[Records from a collection]
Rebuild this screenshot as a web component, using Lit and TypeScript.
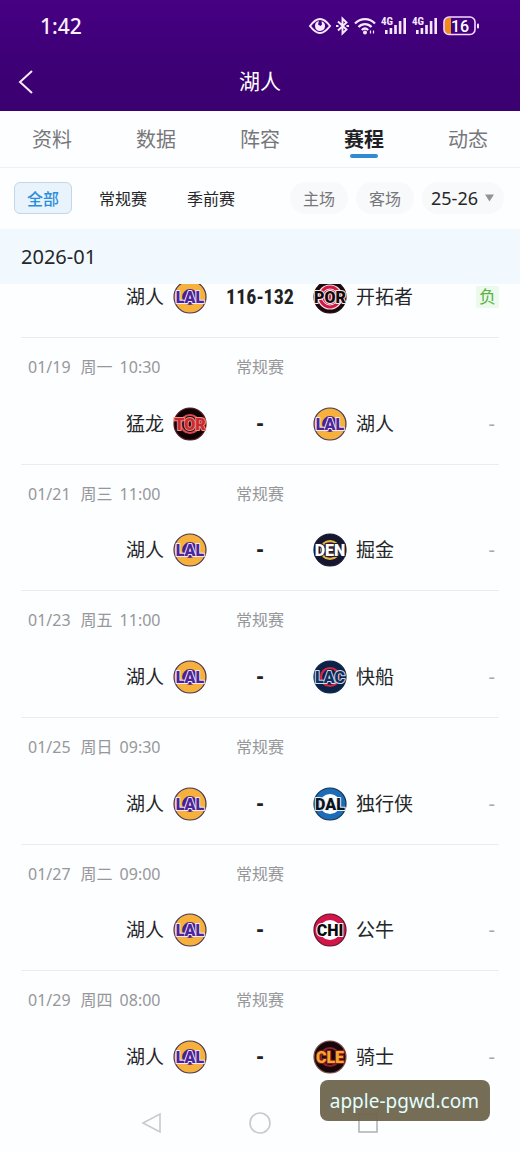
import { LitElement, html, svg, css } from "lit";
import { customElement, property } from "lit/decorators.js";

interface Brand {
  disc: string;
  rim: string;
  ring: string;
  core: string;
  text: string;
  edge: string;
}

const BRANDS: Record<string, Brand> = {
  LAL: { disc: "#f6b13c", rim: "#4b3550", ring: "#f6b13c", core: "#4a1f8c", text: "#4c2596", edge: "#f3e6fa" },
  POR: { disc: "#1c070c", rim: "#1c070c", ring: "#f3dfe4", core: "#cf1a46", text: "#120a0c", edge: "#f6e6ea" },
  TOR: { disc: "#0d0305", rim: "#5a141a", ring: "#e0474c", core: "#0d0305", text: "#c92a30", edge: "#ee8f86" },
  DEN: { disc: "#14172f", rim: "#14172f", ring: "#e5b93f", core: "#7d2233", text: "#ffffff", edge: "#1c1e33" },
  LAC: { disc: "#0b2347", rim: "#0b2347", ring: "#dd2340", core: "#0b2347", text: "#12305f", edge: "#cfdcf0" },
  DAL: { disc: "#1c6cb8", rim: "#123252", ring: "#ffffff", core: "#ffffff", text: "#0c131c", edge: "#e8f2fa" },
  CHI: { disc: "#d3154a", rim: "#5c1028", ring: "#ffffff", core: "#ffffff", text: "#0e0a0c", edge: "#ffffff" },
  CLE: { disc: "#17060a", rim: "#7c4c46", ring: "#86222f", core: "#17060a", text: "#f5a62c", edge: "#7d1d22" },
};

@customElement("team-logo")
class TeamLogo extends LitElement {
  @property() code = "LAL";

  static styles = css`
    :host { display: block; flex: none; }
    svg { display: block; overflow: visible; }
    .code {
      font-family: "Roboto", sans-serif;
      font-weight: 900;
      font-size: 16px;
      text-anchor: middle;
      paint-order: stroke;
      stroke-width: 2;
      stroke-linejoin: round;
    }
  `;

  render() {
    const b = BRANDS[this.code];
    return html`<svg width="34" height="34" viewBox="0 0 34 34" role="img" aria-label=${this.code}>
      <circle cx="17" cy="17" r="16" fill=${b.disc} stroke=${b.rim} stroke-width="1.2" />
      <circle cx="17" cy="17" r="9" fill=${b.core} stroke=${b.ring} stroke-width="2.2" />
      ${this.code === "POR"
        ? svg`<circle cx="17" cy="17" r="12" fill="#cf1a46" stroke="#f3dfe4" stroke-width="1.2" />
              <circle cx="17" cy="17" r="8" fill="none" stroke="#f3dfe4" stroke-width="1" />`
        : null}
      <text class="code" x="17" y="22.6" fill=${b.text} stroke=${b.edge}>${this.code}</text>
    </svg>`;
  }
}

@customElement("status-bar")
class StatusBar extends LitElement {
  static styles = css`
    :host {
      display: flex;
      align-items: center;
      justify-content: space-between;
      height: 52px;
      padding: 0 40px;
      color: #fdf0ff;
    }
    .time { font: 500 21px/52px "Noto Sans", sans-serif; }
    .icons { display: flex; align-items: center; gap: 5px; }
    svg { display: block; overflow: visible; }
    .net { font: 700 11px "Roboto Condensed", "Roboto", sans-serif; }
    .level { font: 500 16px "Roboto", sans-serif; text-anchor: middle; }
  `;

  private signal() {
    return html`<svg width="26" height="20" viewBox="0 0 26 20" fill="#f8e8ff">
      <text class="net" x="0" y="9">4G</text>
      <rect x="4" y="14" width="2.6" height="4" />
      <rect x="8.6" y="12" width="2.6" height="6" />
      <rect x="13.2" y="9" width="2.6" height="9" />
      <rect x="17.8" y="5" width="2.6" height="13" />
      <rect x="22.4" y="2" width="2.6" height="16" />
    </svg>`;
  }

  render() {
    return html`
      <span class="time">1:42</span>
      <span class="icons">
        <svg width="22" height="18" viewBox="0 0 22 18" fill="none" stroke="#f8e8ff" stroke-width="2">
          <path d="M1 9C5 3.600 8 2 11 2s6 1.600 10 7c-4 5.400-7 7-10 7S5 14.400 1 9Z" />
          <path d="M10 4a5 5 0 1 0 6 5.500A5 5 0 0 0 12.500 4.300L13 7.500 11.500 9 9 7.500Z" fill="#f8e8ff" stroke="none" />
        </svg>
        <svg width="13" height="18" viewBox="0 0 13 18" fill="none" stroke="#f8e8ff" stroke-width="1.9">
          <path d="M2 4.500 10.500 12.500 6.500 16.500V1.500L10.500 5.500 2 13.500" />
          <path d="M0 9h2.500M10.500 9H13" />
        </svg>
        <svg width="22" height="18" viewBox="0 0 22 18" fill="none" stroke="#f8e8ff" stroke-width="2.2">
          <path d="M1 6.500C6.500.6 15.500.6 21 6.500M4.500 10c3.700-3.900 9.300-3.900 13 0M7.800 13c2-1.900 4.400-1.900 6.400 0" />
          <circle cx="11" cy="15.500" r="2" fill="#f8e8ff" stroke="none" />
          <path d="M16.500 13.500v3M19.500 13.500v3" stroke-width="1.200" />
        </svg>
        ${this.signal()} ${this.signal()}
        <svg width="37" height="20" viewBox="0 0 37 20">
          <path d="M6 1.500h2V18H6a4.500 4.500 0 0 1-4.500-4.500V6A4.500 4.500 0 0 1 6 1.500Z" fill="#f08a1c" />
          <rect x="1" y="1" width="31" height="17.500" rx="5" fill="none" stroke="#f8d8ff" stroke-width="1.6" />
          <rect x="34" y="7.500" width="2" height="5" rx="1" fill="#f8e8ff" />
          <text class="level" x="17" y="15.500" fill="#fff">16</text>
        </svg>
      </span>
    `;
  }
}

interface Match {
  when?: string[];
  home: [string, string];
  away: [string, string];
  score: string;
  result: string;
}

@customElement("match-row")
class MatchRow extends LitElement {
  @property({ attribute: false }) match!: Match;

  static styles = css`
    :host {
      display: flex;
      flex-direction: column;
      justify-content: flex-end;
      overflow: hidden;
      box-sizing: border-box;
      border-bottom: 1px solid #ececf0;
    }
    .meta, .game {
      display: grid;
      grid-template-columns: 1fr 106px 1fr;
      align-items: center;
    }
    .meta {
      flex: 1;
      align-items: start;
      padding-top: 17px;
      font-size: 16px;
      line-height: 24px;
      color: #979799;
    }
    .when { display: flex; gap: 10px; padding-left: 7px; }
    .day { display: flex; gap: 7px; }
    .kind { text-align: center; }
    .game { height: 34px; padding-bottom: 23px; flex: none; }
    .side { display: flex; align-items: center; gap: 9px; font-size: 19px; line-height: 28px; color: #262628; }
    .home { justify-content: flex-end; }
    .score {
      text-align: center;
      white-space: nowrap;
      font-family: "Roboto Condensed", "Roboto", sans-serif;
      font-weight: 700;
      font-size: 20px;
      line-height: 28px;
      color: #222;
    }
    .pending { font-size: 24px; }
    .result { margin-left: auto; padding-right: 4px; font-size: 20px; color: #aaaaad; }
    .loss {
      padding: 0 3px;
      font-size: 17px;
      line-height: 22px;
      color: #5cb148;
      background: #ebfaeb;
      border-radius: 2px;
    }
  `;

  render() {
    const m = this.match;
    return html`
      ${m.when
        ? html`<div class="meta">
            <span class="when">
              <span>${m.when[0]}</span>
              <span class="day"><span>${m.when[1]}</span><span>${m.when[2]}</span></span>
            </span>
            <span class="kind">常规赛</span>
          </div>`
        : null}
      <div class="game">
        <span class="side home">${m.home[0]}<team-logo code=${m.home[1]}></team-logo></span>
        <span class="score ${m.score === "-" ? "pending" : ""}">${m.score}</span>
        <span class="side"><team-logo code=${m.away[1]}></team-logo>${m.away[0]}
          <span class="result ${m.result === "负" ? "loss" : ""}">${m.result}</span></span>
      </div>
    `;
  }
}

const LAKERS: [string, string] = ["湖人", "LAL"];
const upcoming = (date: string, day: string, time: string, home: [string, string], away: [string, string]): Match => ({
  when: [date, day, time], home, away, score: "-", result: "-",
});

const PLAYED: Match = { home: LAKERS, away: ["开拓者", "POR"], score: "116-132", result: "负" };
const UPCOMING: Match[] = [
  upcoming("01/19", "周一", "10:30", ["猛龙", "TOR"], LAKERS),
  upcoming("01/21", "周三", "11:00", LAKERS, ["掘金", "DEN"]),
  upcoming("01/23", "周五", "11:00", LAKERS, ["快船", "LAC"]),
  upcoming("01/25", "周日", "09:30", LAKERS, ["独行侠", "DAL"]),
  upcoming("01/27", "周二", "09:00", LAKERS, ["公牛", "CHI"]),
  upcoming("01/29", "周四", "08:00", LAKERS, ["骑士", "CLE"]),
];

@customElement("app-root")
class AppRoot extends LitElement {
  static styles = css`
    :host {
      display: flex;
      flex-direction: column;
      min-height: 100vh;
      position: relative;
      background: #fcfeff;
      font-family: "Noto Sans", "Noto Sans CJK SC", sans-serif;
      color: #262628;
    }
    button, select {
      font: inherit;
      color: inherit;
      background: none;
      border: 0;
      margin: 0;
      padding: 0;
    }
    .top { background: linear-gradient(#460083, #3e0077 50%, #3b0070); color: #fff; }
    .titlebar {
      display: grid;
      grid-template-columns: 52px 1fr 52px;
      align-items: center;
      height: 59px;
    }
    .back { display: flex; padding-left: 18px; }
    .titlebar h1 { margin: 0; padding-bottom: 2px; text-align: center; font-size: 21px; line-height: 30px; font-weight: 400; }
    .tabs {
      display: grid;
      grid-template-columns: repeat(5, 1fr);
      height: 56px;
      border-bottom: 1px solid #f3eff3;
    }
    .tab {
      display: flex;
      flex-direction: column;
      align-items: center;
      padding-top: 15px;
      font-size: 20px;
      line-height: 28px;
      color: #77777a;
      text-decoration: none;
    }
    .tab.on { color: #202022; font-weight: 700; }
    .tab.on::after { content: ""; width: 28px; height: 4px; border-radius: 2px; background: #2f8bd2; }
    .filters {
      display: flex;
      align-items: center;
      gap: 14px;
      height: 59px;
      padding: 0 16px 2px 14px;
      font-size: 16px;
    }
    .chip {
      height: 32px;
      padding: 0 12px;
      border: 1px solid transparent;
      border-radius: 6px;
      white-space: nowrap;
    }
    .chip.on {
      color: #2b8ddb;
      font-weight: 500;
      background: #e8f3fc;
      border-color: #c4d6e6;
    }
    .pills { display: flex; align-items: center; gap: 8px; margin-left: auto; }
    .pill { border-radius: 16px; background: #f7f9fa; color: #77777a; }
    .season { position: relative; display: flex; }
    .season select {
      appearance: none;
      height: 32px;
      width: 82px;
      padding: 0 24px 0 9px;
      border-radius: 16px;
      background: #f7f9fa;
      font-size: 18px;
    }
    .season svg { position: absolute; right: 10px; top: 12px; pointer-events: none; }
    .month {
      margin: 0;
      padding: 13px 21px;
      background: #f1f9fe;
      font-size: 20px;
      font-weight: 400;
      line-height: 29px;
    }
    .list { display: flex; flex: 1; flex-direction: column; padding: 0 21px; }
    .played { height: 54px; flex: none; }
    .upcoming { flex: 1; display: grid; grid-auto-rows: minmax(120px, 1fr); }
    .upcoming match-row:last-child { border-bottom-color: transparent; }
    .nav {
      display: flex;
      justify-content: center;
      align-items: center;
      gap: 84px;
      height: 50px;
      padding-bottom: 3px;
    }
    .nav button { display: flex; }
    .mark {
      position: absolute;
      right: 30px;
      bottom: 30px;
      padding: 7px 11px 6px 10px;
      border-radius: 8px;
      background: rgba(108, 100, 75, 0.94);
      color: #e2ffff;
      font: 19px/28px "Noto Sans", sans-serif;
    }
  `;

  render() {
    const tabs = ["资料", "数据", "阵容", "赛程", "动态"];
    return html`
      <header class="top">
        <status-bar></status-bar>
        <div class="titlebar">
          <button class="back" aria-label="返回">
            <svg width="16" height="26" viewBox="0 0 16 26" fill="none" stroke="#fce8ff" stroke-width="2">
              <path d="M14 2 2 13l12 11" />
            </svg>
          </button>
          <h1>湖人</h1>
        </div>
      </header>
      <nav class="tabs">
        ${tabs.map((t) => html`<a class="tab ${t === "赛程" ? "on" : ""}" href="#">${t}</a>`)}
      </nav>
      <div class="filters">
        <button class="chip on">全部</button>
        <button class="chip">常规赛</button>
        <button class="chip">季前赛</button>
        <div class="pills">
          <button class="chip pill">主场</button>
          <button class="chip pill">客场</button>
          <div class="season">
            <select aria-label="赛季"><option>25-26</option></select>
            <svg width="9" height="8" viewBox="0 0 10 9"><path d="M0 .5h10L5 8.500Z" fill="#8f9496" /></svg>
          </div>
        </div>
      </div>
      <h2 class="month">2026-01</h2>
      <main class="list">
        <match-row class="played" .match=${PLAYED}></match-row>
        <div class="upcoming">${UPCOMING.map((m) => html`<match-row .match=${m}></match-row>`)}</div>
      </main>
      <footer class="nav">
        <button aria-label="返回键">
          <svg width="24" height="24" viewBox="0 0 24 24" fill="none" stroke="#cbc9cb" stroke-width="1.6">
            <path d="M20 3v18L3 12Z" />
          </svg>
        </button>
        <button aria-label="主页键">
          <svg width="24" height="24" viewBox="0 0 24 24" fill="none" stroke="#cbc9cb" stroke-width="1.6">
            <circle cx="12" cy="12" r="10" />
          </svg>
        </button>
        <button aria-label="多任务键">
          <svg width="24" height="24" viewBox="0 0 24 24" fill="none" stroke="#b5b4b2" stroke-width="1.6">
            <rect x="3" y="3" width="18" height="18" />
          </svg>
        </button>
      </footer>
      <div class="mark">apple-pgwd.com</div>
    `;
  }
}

---

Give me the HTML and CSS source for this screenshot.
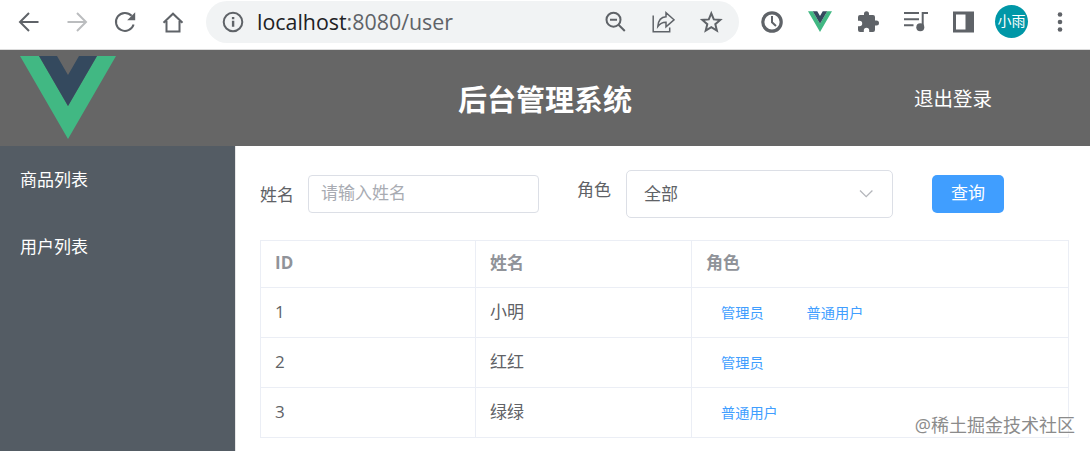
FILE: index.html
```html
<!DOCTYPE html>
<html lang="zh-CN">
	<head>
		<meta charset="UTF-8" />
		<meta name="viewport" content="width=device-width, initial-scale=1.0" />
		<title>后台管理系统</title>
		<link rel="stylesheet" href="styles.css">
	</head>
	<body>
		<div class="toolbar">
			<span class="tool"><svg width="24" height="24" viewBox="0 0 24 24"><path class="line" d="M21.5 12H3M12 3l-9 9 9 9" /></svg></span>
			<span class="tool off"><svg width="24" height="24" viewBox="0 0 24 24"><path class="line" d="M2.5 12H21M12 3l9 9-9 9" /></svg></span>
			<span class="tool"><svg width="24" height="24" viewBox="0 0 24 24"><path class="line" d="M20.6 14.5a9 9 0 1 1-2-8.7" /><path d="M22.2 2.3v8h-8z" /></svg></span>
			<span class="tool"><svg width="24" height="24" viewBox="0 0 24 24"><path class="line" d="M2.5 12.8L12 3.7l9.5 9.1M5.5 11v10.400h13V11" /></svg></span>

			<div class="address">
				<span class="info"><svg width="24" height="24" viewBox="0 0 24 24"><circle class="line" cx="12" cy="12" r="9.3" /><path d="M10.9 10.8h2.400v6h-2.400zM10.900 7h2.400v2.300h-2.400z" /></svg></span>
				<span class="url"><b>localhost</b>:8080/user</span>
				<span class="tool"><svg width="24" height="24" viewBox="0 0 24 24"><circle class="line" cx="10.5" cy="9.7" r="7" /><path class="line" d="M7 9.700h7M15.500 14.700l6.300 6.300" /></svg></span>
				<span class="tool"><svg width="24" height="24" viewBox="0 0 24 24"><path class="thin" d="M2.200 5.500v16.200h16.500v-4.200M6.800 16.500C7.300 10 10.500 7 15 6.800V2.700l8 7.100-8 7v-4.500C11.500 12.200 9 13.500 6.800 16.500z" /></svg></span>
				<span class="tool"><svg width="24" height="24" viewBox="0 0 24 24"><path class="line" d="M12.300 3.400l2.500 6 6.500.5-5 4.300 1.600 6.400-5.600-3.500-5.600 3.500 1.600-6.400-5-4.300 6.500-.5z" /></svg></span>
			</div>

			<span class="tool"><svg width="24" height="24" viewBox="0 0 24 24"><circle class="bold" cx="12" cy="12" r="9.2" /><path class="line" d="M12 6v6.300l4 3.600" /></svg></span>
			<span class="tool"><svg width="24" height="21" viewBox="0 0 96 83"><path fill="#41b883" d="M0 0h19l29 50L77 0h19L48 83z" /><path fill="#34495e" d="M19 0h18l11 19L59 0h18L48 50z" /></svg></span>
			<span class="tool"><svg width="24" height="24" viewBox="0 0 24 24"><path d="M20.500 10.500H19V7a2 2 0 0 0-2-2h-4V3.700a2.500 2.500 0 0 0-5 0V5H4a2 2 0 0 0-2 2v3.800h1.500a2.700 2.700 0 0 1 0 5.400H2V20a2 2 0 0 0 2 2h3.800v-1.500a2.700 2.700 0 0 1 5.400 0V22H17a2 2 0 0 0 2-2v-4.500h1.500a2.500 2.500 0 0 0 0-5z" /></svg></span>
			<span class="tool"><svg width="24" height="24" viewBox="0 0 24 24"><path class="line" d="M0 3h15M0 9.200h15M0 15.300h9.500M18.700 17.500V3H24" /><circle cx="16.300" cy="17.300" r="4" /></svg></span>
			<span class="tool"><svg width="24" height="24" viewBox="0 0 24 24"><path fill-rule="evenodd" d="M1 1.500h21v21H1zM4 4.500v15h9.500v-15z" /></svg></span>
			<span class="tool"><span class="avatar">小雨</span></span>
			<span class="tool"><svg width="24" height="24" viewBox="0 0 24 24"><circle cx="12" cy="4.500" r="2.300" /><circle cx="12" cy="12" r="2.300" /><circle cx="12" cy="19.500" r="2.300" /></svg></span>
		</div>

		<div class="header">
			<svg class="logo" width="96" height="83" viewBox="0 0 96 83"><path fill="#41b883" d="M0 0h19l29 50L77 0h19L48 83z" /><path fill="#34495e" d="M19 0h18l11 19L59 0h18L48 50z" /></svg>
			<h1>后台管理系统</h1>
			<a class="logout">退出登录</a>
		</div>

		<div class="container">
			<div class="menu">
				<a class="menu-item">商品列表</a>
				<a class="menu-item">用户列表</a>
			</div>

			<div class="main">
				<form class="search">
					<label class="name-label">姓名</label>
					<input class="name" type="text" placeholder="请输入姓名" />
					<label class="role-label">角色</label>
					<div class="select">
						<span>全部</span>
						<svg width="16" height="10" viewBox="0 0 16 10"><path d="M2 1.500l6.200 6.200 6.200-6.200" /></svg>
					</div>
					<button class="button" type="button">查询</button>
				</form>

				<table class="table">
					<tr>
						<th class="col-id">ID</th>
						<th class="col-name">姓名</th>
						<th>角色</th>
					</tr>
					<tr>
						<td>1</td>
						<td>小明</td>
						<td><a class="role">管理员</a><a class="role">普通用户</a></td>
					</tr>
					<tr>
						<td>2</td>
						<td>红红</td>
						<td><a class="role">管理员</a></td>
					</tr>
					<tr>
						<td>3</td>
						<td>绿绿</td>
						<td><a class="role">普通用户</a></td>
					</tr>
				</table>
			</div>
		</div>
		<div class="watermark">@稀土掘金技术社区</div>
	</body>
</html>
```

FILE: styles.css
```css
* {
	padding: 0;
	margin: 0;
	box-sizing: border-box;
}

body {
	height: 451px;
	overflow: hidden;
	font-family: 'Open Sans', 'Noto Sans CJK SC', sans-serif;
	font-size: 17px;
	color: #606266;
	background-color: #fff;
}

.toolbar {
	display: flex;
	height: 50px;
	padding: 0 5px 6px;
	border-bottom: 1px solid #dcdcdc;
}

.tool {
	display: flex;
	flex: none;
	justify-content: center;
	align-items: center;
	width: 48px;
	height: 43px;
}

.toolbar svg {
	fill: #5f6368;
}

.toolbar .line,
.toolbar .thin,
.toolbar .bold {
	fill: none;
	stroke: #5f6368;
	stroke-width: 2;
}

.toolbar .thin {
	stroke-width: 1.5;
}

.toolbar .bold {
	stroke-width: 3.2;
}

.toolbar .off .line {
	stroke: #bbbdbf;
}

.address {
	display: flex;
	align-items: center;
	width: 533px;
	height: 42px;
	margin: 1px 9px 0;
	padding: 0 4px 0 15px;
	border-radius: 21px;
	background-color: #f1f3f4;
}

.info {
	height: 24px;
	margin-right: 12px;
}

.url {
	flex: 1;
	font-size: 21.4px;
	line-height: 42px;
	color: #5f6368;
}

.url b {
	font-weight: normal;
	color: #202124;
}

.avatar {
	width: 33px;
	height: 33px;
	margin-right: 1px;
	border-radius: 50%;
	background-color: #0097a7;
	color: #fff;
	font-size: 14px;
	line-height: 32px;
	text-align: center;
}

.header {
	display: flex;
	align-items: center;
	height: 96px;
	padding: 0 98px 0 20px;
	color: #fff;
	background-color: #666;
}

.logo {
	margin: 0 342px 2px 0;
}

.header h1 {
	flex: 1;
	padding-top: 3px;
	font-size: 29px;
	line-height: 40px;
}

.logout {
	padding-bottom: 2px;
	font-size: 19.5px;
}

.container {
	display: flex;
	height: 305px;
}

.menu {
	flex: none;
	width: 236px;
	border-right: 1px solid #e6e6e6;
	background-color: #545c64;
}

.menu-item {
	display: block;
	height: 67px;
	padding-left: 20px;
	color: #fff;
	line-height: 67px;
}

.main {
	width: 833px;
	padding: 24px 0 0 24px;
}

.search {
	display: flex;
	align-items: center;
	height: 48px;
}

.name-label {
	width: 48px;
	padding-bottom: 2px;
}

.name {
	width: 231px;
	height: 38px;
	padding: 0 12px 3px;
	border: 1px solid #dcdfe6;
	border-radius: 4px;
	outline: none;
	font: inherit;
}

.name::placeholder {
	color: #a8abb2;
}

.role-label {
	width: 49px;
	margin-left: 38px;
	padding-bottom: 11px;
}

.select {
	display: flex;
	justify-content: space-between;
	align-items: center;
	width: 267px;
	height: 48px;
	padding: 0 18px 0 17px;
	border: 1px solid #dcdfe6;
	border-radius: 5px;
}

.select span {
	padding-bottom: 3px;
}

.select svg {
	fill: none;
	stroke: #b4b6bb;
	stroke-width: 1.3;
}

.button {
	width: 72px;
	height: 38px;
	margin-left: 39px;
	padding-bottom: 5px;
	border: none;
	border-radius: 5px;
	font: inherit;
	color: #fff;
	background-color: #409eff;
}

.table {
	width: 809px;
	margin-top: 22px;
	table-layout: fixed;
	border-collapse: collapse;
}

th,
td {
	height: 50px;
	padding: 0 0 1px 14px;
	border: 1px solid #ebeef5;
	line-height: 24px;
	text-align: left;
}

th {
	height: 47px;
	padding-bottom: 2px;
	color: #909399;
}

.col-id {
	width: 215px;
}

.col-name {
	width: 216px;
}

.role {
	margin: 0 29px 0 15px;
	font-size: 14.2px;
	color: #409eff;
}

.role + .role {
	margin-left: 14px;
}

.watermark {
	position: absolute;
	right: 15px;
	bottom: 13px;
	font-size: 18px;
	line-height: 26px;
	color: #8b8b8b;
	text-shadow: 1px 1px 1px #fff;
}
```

■ **Exercise requirements**
Pull out every line in the material above where "screenshot" occurs.

■ **Output of the exercise**
Rebuild this screenshot as a web component, using Lit and TypeScript.
Give me the HTML and CSS source for this screenshot.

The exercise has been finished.